Collect all lines below with the string "this".

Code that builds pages
★ ★ ★ ★

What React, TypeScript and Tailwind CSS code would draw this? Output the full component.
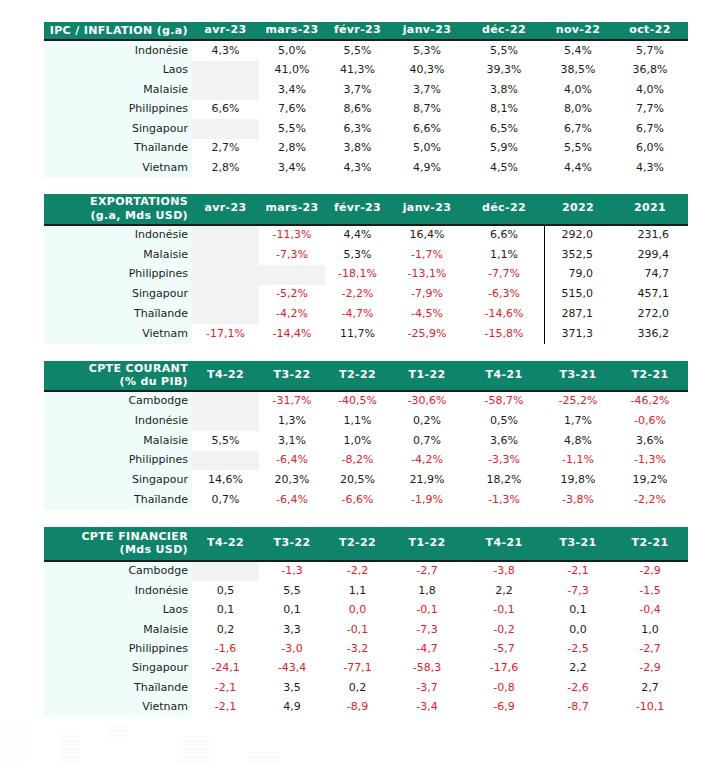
import React from "react";

type Cell = string | null;

type Table = {
  title: string[];
  cols: string[];
  headH: string;
  rowH: string;
  mt: string;
  rows: [string, Cell[]][];
  split?: boolean;
};

const tables: Table[] = [
  {
    title: ["IPC / INFLATION (g.a)"],
    cols: ["avr-23", "mars-23", "févr-23", "janv-23", "déc-22", "nov-22", "oct-22"],
    headH: "h-[17px]",
    rowH: "h-[19.5px]",
    mt: "mt-[22px]",
    rows: [
      ["Indonésie", ["4,3%", "5,0%", "5,5%", "5,3%", "5,5%", "5,4%", "5,7%"]],
      ["Laos", [null, "41,0%", "41,3%", "40,3%", "39,3%", "38,5%", "36,8%"]],
      ["Malaisie", [null, "3,4%", "3,7%", "3,7%", "3,8%", "4,0%", "4,0%"]],
      ["Philippines", ["6,6%", "7,6%", "8,6%", "8,7%", "8,1%", "8,0%", "7,7%"]],
      ["Singapour", [null, "5,5%", "6,3%", "6,6%", "6,5%", "6,7%", "6,7%"]],
      ["Thaïlande", ["2,7%", "2,8%", "3,8%", "5,0%", "5,9%", "5,5%", "6,0%"]],
      ["Vietnam", ["2,8%", "3,4%", "4,3%", "4,9%", "4,5%", "4,4%", "4,3%"]],
    ],
  },
  {
    title: ["EXPORTATIONS", "(g.a, Mds USD)"],
    cols: ["avr-23", "mars-23", "févr-23", "janv-23", "déc-22", "2022", "2021"],
    headH: "h-[30px]",
    rowH: "h-[19.7px]",
    mt: "mt-[16px]",
    split: true,
    rows: [
      ["Indonésie", [null, "-11,3%", "4,4%", "16,4%", "6,6%", "292,0", "231,6"]],
      ["Malaisie", [null, "-7,3%", "5,3%", "-1,7%", "1,1%", "352,5", "299,4"]],
      ["Philippines", [null, null, "-18,1%", "-13,1%", "-7,7%", "79,0", "74,7"]],
      ["Singapour", [null, "-5,2%", "-2,2%", "-7,9%", "-6,3%", "515,0", "457,1"]],
      ["Thaïlande", [null, "-4,2%", "-4,7%", "-4,5%", "-14,6%", "287,1", "272,0"]],
      ["Vietnam", ["-17,1%", "-14,4%", "11,7%", "-25,9%", "-15,8%", "371,3", "336,2"]],
    ],
  },
  {
    title: ["CPTE COURANT", "(% du PIB)"],
    cols: ["T4-22", "T3-22", "T2-22", "T1-22", "T4-21", "T3-21", "T2-21"],
    headH: "h-[29px]",
    rowH: "h-[19.7px]",
    mt: "mt-[17px]",
    rows: [
      ["Cambodge", [null, "-31,7%", "-40,5%", "-30,6%", "-58,7%", "-25,2%", "-46,2%"]],
      ["Indonésie", [null, "1,3%", "1,1%", "0,2%", "0,5%", "1,7%", "-0,6%"]],
      ["Malaisie", ["5,5%", "3,1%", "1,0%", "0,7%", "3,6%", "4,8%", "3,6%"]],
      ["Philippines", [null, "-6,4%", "-8,2%", "-4,2%", "-3,3%", "-1,1%", "-1,3%"]],
      ["Singapour", ["14,6%", "20,3%", "20,5%", "21,9%", "18,2%", "19,8%", "19,2%"]],
      ["Thaïlande", ["0,7%", "-6,4%", "-6,6%", "-1,9%", "-1,3%", "-3,8%", "-2,2%"]],
    ],
  },
  {
    title: ["CPTE FINANCIER", "(Mds USD)"],
    cols: ["T4-22", "T3-22", "T2-22", "T1-22", "T4-21", "T3-21", "T2-21"],
    headH: "h-[33px]",
    rowH: "h-[19.45px]",
    mt: "mt-[17px]",
    rows: [
      ["Cambodge", [null, "-1,3", "-2,2", "-2,7", "-3,8", "-2,1", "-2,9"]],
      ["Indonésie", ["0,5", "5,5", "1,1", "1,8", "2,2", "-7,3", "-1,5"]],
      ["Laos", ["0,1", "0,1", "r:0,0", "-0,1", "-0,1", "0,1", "-0,4"]],
      ["Malaisie", ["0,2", "3,3", "-0,1", "-7,3", "-0,2", "0,0", "1,0"]],
      ["Philippines", ["-1,6", "-3,0", "-3,2", "-4,7", "-5,7", "-2,5", "-2,7"]],
      ["Singapour", ["-24,1", "-43,4", "-77,1", "-58,3", "-17,6", "2,2", "-2,9"]],
      ["Thaïlande", ["-2,1", "3,5", "0,2", "-3,7", "-0,8", "-2,6", "2,7"]],
      ["Vietnam", ["-2,1", "4,9", "-8,9", "-3,4", "-6,9", "-8,7", "-10,1"]],
    ],
  },
];

const grid = "grid grid-cols-[148px_67px_66px_65px_74px_80px_68px_76px]";

function DataTable({ t }: { t: Table }) {
  return (
    <div className={`w-[644px] ${t.mt}`}>
      <div className={`${grid} ${t.headH} box-content items-center border-b-2 border-[#1c1c1c] bg-[#10846b] font-bold tracking-[0.35px] text-white`}>
        <div className="pr-1 text-right leading-[13.5px]">
          {t.title.map((l) => (
            <div key={l}>{l}</div>
          ))}
        </div>
        {t.cols.map((c) => (
          <div key={c} className="text-center">
            {c}
          </div>
        ))}
      </div>
      {t.rows.map(([label, vals]) => (
        <div key={label} className={`${grid} ${t.rowH}`}>
          <div className="flex items-center justify-end bg-[#effcfa] pr-1 text-[#1c1c1c]">{label}</div>
          {vals.map((v, i) => {
            if (v === null) return <div key={i} className="bg-[#f2f2f2]" />;
            const forcedRed = v.startsWith("r:");
            const text = forcedRed ? v.slice(2) : v;
            const red = forcedRed || text.startsWith("-");
            const right = t.split && i >= 5;
            return (
              <div
                key={i}
                className={`flex items-center ${right ? "justify-end pr-[19px]" : "justify-center"} ${
                  t.split && i === 5 ? "border-l-[1.5px] border-black" : ""
                } ${red ? "text-[#e0212b]" : "text-[#1c1c1c]"}`}
              >
                {text}
              </div>
            );
          })}
        </div>
      ))}
    </div>
  );
}

function Dots() {
  const pts: [number, number][] = [];
  for (let x = 2; x < 30; x += 4) for (let y = 2; y < 44; y += 4) if ((x + y) % 8 !== 0) pts.push([x, y]);
  for (let x = 62; x < 80; x += 4) for (let y = 10; y < 40; y += 4) pts.push([x, y]);
  for (let x = 110; x < 130; x += 4) for (let y = 4; y < 20; y += 4) pts.push([x, y]);
  for (let x = 180; x < 210; x += 4) for (let y = 14; y < 44; y += 4) pts.push([x, y]);
  for (let x = 250; x < 280; x += 4) for (let y = 30; y < 44; y += 4) pts.push([x, y]);
  return (
    <svg width="300" height="44" className="block">
      {pts.map(([x, y], i) => (
        <circle key={i} cx={x} cy={y} r="1" fill="#f4f4f4" />
      ))}
    </svg>
  );
}

export default function App() {
  return (
    <div className="min-h-[762px] w-[719px] bg-white text-[11px] font-['DejaVu_Sans',sans-serif]">
      <div className="flex flex-col pl-[44px]">
        {tables.map((t) => (
          <DataTable key={t.title[0]} t={t} />
        ))}
      </div>
      <div className="mt-[6px]">
        <Dots />
      </div>
    </div>
  );
}
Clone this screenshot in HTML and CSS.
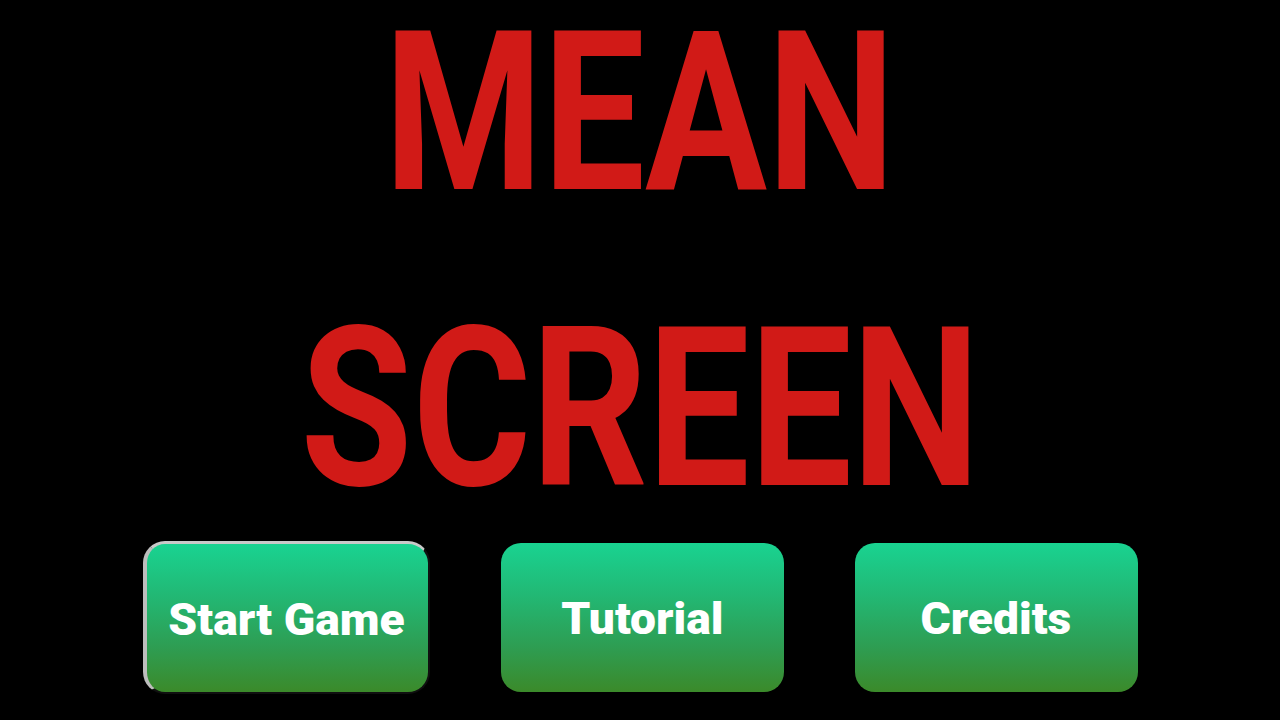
FILE: index.html
```html
<!DOCTYPE html>
<html>
<head>
<meta charset="utf-8">
<link rel="stylesheet" href="styles.css">
</head>
<body>
<main class="screen">
  <h1 class="title">
    <span class="word">MEAN</span>
    <span class="word">SCREEN</span>
  </h1>
  <nav class="menu">
    <button class="btn btn-focus"><span class="label">Start Game</span></button>
    <button class="btn"><span class="label">Tutorial</span></button>
    <button class="btn"><span class="label">Credits</span></button>
  </nav>
</main>
</body>
</html>
```
FILE: styles.css
```css
html, body {
  margin: 0;
  padding: 0;
  background: #000;
  width: 1280px;
  height: 720px;
  overflow: hidden;
}
.screen {
  display: flex;
  flex-direction: column;
  align-items: center;
  width: 1280px;
  height: 720px;
}
.title {
  margin: 0;
  padding-top: 2px;
  display: flex;
  flex-direction: column;
  align-items: center;
  gap: 74px;
  font-family: Roboto, "Liberation Sans", sans-serif;
  font-weight: 700;
  font-size: 222px;
  line-height: 222px;
  color: #d11a17;
}
.word {
  display: block;
  transform: scaleX(0.818);
  white-space: nowrap;
}
.menu {
  margin-top: 21px;
  display: flex;
  align-items: center;
  justify-content: center;
  gap: 71px;
  width: 100%;
}
.btn {
  box-sizing: border-box;
  width: 283px;
  height: 149px;
  border: none;
  border-radius: 20px;
  background: linear-gradient(180deg, #19d391 0%, #22b874 35%, #2e9d52 70%, #3b8a2a 100%);
  display: flex;
  align-items: center;
  justify-content: center;
  padding: 0;
  cursor: pointer;
}
.btn-focus {
  width: 287px;
  height: 153px;
  border-style: solid;
  border-width: 3px 2px 2px 4px;
  border-color: #c9c9c9 #101010 #101010 #bdbdbd;
  border-radius: 22px;
}
.label {
  display: block;
  font-family: Roboto, "Liberation Sans", sans-serif;
  font-weight: 900;
  font-size: 44px;
  color: #fff;
  white-space: nowrap;
  margin-top: 3px;
  transform: scaleX(1.05);
}
```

★ ★ ★ ★

COMPLETE OUTPUT:
What React, TypeScript and Tailwind CSS code would draw this? Output the full component.
Clone this screenshot in HTML and CSS.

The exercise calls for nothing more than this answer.